Cette situation illustre, encore une fois, l'incapacité de nos institutions à assurer la sécurité des femmes et des enfants victimes de violence masculine. Si la société s'attend à ce que les femmes assurent la sécurité de leurs enfants, ces femmes obtiennent peu de soutien de la part des institutions et, dans bien des cas, elles sont blâmées et revictimisées par celles-ci.

Protéger ses enfants envers et contre tous

Même si les femmes qui vivent avec un homme violent doivent souvent lutter pour leur propre survie, elles sont aussi extrêmement préoccupées par la sécurité et le bien-être de leurs enfants. En fait, la protection des enfants constitue généralement une priorité pour elles, même si cela peut être extrêmement difficile, voire impossible.

Au cours des dernières décennies, nos institutions sociales et judiciaires ont non seulement démontré leur incapacité à assurer la sécurité des femmes et des enfants victimes de violence, elles ont aussi démontré leur incapacité à reconnaître et à soutenir les stratégies mises en place par les femmes dans le but de protéger leurs enfants. Au contraire, ces femmes se retrouvent souvent confrontées à un système qui les blâme pour leurs actions (ou leur apparente inaction) et qui privilégie des interventions qui sont perçues comme punitives et comme une forme de revictimisation pour elles et pour leurs enfants.

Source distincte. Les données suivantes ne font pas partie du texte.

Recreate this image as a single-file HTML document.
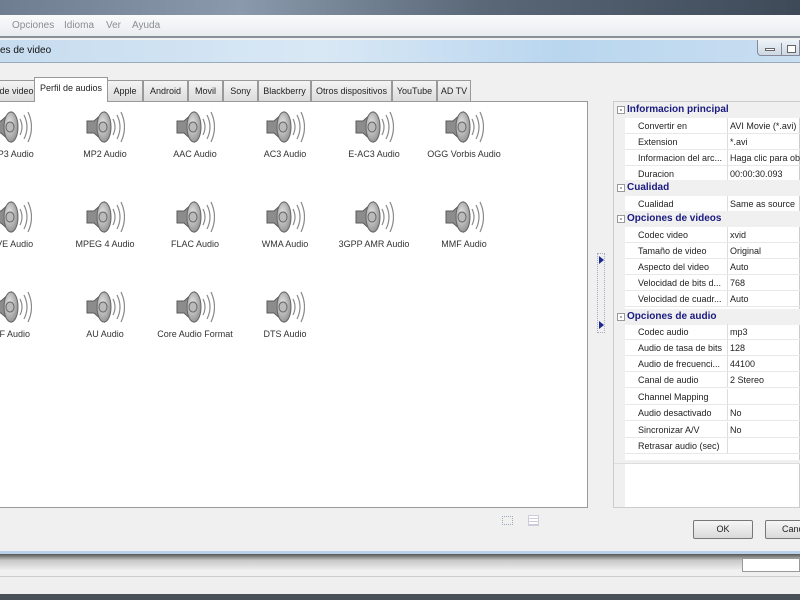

Ainsi, plusieurs femmes se retrouvent donc dans une impasse. D'un côté, elles peuvent faire le choix de demeurer avec leur conjoint pour assurer la sécurité et le bien-être de leurs enfants, mais elles risquent d'être accusées d'exposer leurs enfants au danger ou de ne pas prendre tous les moyens nécessaires pour les protéger; elles sont perçues comme de «mauvaises» mères et cela peut mener jusqu'au retrait de la garde des enfants. D'un autre côté, les femmes qui quittent leur conjoint violent pour assurer la sécurité et le bien-être de leurs enfants se retrouvent souvent dans des situations complexes et extrêmement précaires. De plus, même si la séparation ne résulte pas nécessairement en un arrêt de la violence, cette réalité est peu reconnue par les institutions et les femmes se retrouvent souvent seules à gérer les contacts père-enfant. Alors que les femmes qui se retrouvent en maisons d'hébergement peuvent être accusées de ne pas fournir un milieu «stable» à leurs enfants, les hommes eux sont souvent perçus comme de «bons» pères malgré leur violence et ils réussissent parfois à obtenir la garde partagée ou même la garde complète des enfants.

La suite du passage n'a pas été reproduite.